-------- SUPPLIED DATA
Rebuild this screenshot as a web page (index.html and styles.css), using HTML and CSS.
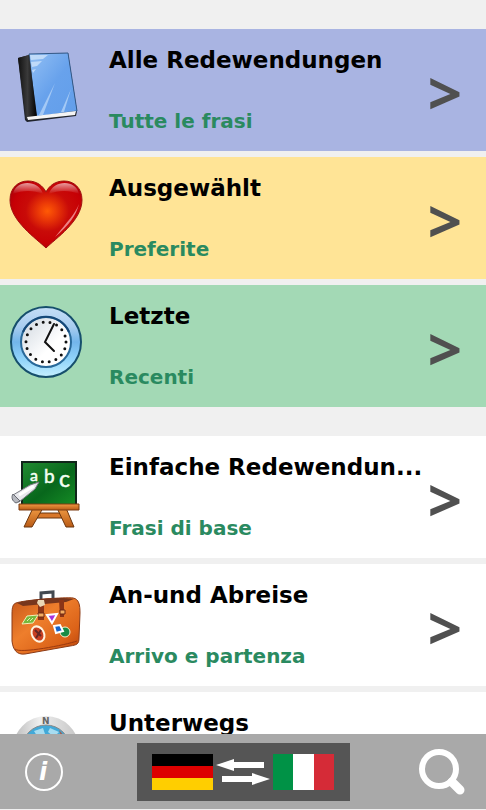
FILE: index.html
```html
<!DOCTYPE html>
<html lang="de">
<head>
<meta charset="utf-8">
<meta name="viewport" content="width=device-width, initial-scale=1">
<title>Redewendungen</title>
<link rel="stylesheet" href="styles.css">
</head>
<body>
<div class="app">
<main class="list">
  <nav class="group">
    <a class="row row-all" href="#all">
      <svg class="icon" viewBox="0 0 74 74" aria-hidden="true">
        <defs>
          <linearGradient id="cover" x1="0" y1="0" x2="1" y2="1"><stop offset="0" stop-color="#93c0f4"/><stop offset=".5" stop-color="#68a2ec"/><stop offset="1" stop-color="#629eea"/></linearGradient>
          <linearGradient id="spine"><stop offset="0" stop-color="#111"/><stop offset=".5" stop-color="#3a3a3a"/><stop offset="1" stop-color="#000"/></linearGradient>
        </defs>
        <path d="M9 8 20 5 59 3 68 61 67 66 18 72 16 70Z" fill="#20242c"/>
        <path d="M20 4 59 3 68 61 27 67Z" fill="url(#cover)" stroke="#345987" stroke-width="1"/>
        <path d="M9 8 20 5 28 66 17 69Z" fill="url(#spine)"/>
        <path d="M18 67 67 61 66 65 19 70Z" fill="#f4f4f4"/>
        <path d="M21 5 39 5 34 9 22 10ZM22 12 33 11 28 16 23 17ZM23 20 27 19 24 23Z" fill="#d2e5fb" opacity=".75"/>
        <path d="M30 65 46 33 34 65ZM52 62 62 39 55 62Z" fill="#b4d3f8" opacity=".8"/>
      </svg>
      <span class="text"><span class="title">Alle Redewendungen</span><span class="subtitle">Tutte le frasi</span></span>
      <span class="chevron" aria-hidden="true">&gt;</span>
    </a>
    <a class="row row-favorites" href="#favorites">
      <svg class="icon" viewBox="0 0 74 74" aria-hidden="true">
        <defs>
          <radialGradient id="heart" cx=".52" cy=".45" r=".6"><stop offset="0" stop-color="#ff5a05"/><stop offset=".2" stop-color="#ec3b07"/><stop offset=".5" stop-color="#c90b08"/><stop offset=".8" stop-color="#c60005"/><stop offset="1" stop-color="#a90008"/></radialGradient>
          <linearGradient id="gloss" x1="0" y1="0" x2="0" y2="1"><stop offset="0" stop-color="#fff" stop-opacity=".6"/><stop offset="1" stop-color="#fff" stop-opacity="0"/></linearGradient>
        </defs>
        <path d="M37 70C28 61 1 43 1 22 1 10 9 3 19 3 28 3 34 8 37 14 40 8 46 3 55 3 65 3 73 10 73 22 73 43 46 61 37 70Z" fill="url(#heart)" stroke="#9f1111" stroke-width="1"/>
        <path d="M4 16C7 1 30 2 34 16 25 12 13 12 4 16ZM40 16C44 2 67 1 70 16 61 12 49 12 40 16Z" fill="url(#gloss)"/>
        <path d="M46 59C60 47 67 38 70 26 66 36 58 44 46 59Z" fill="#f6a0a5" opacity=".8"/>
      </svg>
      <span class="text"><span class="title">Ausgewählt</span><span class="subtitle">Preferite</span></span>
      <span class="chevron" aria-hidden="true">&gt;</span>
    </a>
    <a class="row row-recent" href="#recent">
      <svg class="icon" viewBox="0 0 74 74" aria-hidden="true">
        <defs>
          <linearGradient id="rim" x1="0" y1="0" x2="0" y2="1"><stop offset="0" stop-color="#c5def7"/><stop offset=".28" stop-color="#a9cdef"/><stop offset=".5" stop-color="#72b5eb"/><stop offset=".75" stop-color="#91d4fa"/><stop offset="1" stop-color="#c5f0ff"/></linearGradient>
          <linearGradient id="face" x1="0" y1="0" x2="1" y2="1"><stop offset="0" stop-color="#ced6df"/><stop offset=".6" stop-color="#fff"/></linearGradient>
        </defs>
        <circle cx="37" cy="36" r="35" fill="url(#rim)" stroke="#164f6c" stroke-width="2"/>
        <circle cx="37" cy="36" r="25" fill="url(#face)" stroke="#28699a" stroke-width="2"/>
        <path d="M14 26A25 25 0 0 1 60 26" fill="none" stroke="#164878" stroke-width="2"/>
        <circle cx="37" cy="36" r="20" fill="none" stroke="#111" stroke-width="3" stroke-linecap="round" stroke-dasharray="0 6.98"/>
        <path d="M45 18 36 36 45 45" fill="none" stroke="#111" stroke-width="2" stroke-linecap="round"/>
      </svg>
      <span class="text"><span class="title">Letzte</span><span class="subtitle">Recenti</span></span>
      <span class="chevron" aria-hidden="true">&gt;</span>
    </a>
  </nav>
  <nav class="group">
    <a class="row" href="#basics">
      <svg class="icon" viewBox="0 0 74 74" aria-hidden="true">
        <defs>
          <linearGradient id="board" x1="0" y1="0" x2="1" y2="1"><stop offset="0" stop-color="#218c32"/><stop offset=".55" stop-color="#08671c"/><stop offset="1" stop-color="#168d26"/></linearGradient>
          <linearGradient id="wood" x1="0" y1="0" x2="0" y2="1"><stop offset="0" stop-color="#f09a43"/><stop offset="1" stop-color="#b95b16"/></linearGradient>
        </defs>
        <path d="M27 56h30v5H27Z" fill="#d8772a" stroke="#6b360f" stroke-width="1"/>
        <path d="M24 51h10L23 70h-8ZM48 51h9l8 19h-8Z" fill="url(#wood)" stroke="#6b360f" stroke-width="1"/>
        <path d="M13 5h54v43H13Z" fill="url(#board)" stroke="#10251a" stroke-width="2"/>
        <path d="M10 47h60v6H10Z" fill="url(#wood)" stroke="#7b3b10" stroke-width="1"/>
        <g fill="#f4fff4" stroke="#f4fff4" stroke-width=".5" font-family="Lato, sans-serif" font-weight="400"><text x="21" y="24" font-size="16">a</text><text x="35" y="26" font-size="19">b</text><text x="50" y="30" font-size="23">c</text></g>
        <path d="M4 38 21 28 30 25 26 32 10 45 6 44Z" fill="#e8e8ec" stroke="#797b82" stroke-width="1"/>
        <path d="M4 37 11 44 7 46C3 44 2 40 4 37Z" fill="#b6b8bf" stroke="#666971" stroke-width="1"/>
        <path d="M10 38 25 29" stroke="#fff" stroke-width="3"/>
      </svg>
      <span class="text"><span class="title">Einfache Redewendun...</span><span class="subtitle">Frasi di base</span></span>
      <span class="chevron" aria-hidden="true">&gt;</span>
    </a>
    <a class="row" href="#arrival">
      <svg class="icon" viewBox="0 0 74 74" aria-hidden="true">
        <defs><linearGradient id="case" x1="0" y1="0" x2="1" y2="1"><stop offset="0" stop-color="#c65719"/><stop offset=".4" stop-color="#ee7e2c"/><stop offset=".75" stop-color="#db6218"/><stop offset="1" stop-color="#b54109"/></linearGradient></defs>
        <g transform="translate(0 3)">
        <path d="M32 12V5l12-1v8" fill="none" stroke="#424950" stroke-width="3"/>
        <path d="M7 15C15 12 57 9 64 10 70 11 71 17 71 25L70 50C70 56 68 57 61 58L16 66C8 67 4 62 3 53L3 26C3 19 4 16 7 15Z" fill="url(#case)" stroke="#8c3b17" stroke-width="1"/>
        <path d="M8 15C25 10 54 9 65 11L57 14 14 18Z" fill="#77361d"/>
        <path d="M6 61C10 66 57 57 68 53" fill="none" stroke="#9a390f" stroke-width="1"/>
        <path d="M29 14h6v18h-6ZM50 12h5v17h-4Z" fill="#8c3517"/>
        <path d="M29 25h6v4h-6ZM51 22h5v4h-5Z" fill="#f4ad62" stroke="#6f2815" stroke-width="1"/>
        <path d="M29 12h6l1 5-5 2-3-4Z" fill="#ead8b5"/>
        <path d="M18 28 29 27 24 35 13 36Z" fill="#75b93c" stroke="#f1efb7" stroke-width="1"/>
        <path d="M18 33 21 30M21 33 24 30" stroke="#e1edb5" stroke-width="1"/>
        <path d="M38 27 48 26 43 35Z" fill="#a832dc" stroke="#fff" stroke-width="2"/>
        <ellipse cx="29" cy="46" rx="6" ry="8" fill="#c84022" stroke="#fff3df" stroke-width="2" transform="rotate(-28 29 46)"/>
        <path d="M26 42 32 48M32 42 27 50" stroke="#632825" stroke-width="2"/>
        <circle cx="56" cy="44" r="5" fill="#188b45" stroke="#f2f2cf" stroke-width="1"/>
        <path d="M45 38 51 37 54 43 47 45Z" fill="#1764cc" stroke="#fff" stroke-width="2"/>
        </g>
      </svg>
      <span class="text"><span class="title">An-und Abreise</span><span class="subtitle">Arrivo e partenza</span></span>
      <span class="chevron" aria-hidden="true">&gt;</span>
    </a>
    <a class="row" href="#travel">
      <svg class="icon" viewBox="0 0 74 74" aria-hidden="true">
        <defs><linearGradient id="ring"><stop offset="0" stop-color="#bbb"/><stop offset=".4" stop-color="#eee"/><stop offset="1" stop-color="#c5c5c5"/></linearGradient></defs>
        <circle cx="37" cy="36" r="33" fill="url(#ring)"/>
        <circle cx="37" cy="36" r="24" fill="#42a9d8" stroke="#888" stroke-width="1"/>
        <path d="M25 18 34 15 36 21 28 23ZM41 15 50 19 45 24 39 19Z" fill="#a7dcf0"/>
        <path d="M50 17 57 25 52 23Z" fill="#a65b4c"/>
        <text x="33" y="11" font-size="9" font-weight="700" font-family="DejaVu Sans, sans-serif" fill="#666">N</text>
      </svg>
      <span class="text"><span class="title">Unterwegs</span><span class="subtitle">In viaggio</span></span>
      <span class="chevron" aria-hidden="true">&gt;</span>
    </a>
  </nav>
</main>
<footer class="bar">
  <button class="tool info" type="button" aria-label="Info">
    <svg width="48" height="48" viewBox="0 0 48 48" aria-hidden="true"><circle cx="24" cy="24" r="18" fill="none" stroke="#fff" stroke-width="2"/><text x="23" y="32" text-anchor="middle" font-family="DejaVu Sans, sans-serif" font-size="24" font-weight="700" font-style="italic" fill="#fff">i</text></svg>
  </button>
  <button class="languages" type="button" aria-label="Deutsch – Italiano">
    <svg class="flag" viewBox="0 0 61 36" aria-hidden="true"><path d="M0 0h61v12H0Z" fill="#000"/><path d="M0 12h61v12H0Z" fill="#d00"/><path d="M0 24h61v12H0Z" fill="#ffce00"/></svg>
    <svg class="arrows" viewBox="0 0 54 30" aria-hidden="true"><path d="M0 8 18 2V5H48V11H18V14ZM54 22 36 16V19H6V25H36V28Z" fill="#fff"/></svg>
    <svg class="flag" viewBox="0 0 61 36" aria-hidden="true"><path d="M0 0h21v36H0Z" fill="#009246"/><path d="M20 0h21v36H20Z" fill="#fff"/><path d="M41 0h20v36H41Z" fill="#d52b37"/></svg>
  </button>
  <button class="tool search" type="button" aria-label="Suche">
    <svg width="48" height="48" viewBox="0 0 48 48" aria-hidden="true"><circle cx="21" cy="21" r="17" fill="none" stroke="#fff" stroke-width="6"/><path d="m34 34 8 8" stroke="#fff" stroke-width="9" stroke-linecap="round"/></svg>
  </button>
</footer>
</div>
</body>
</html>
```
FILE: styles.css
```css
* {
  box-sizing: border-box;
}

body {
  margin: 0;
  background: #f0f0f0;
  font-family: Verdana, "DejaVu Sans", sans-serif;
}

.app {
  display: flex;
  flex-direction: column;
  height: 100vh;
  padding-bottom: 1px;
}

.list {
  display: flex;
  flex: 1;
  flex-direction: column;
  gap: 29px;
  min-height: 0;
  overflow: hidden;
  padding-top: 29px;
}

.group {
  display: flex;
  flex-direction: column;
  gap: 6px;
}

.row {
  display: flex;
  flex-shrink: 0;
  align-items: flex-start;
  min-height: 122px;
  padding: 15px 24px 12px 9px;
  background: #fff;
  color: #000;
  font-weight: 700;
  text-decoration: none;
}

.row-all {
  background: #a9b4e2;
}

.row-favorites {
  background: #ffe496;
}

.row-recent {
  background: #a3d9b5;
}

.icon {
  flex: none;
  width: 74px;
  height: 74px;
  margin-top: 6px;
}

.text {
  display: flex;
  flex: 1;
  flex-direction: column;
  gap: 31px;
  min-width: 0;
  margin-left: 26px;
  white-space: nowrap;
}

.title {
  font-size: 23px;
  line-height: 32px;
}

.subtitle {
  color: #2a8a60;
  font-size: 20px;
  line-height: 28px;
}

.chevron {
  align-self: center;
  color: #505050;
  font-family: "Noto Sans", sans-serif;
  font-size: 60px;
  line-height: 60px;
}

.bar {
  display: flex;
  flex: none;
  align-items: center;
  justify-content: space-between;
  height: 75px;
  padding: 0 20px;
  background: #a9a9a9;
}

.bar button {
  padding: 0;
  border: 0;
  background: none;
}

.tool svg {
  display: block;
}

.bar .languages {
  display: flex;
  align-items: center;
  justify-content: center;
  gap: 3px;
  width: 213px;
  height: 58px;
  background: #555;
}

.flag {
  width: 61px;
  height: 36px;
}

.arrows {
  width: 54px;
  height: 30px;
}
```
----------------
#### EXERCISE TASK
Gather every line from the listing above in which "styles" appears, and copy those lines.

#### ANSWER TO THE TASK
Rebuild this screenshot as a web page (index.html and styles.css), using HTML and CSS.
<link rel="stylesheet" href="styles.css">
FILE: styles.css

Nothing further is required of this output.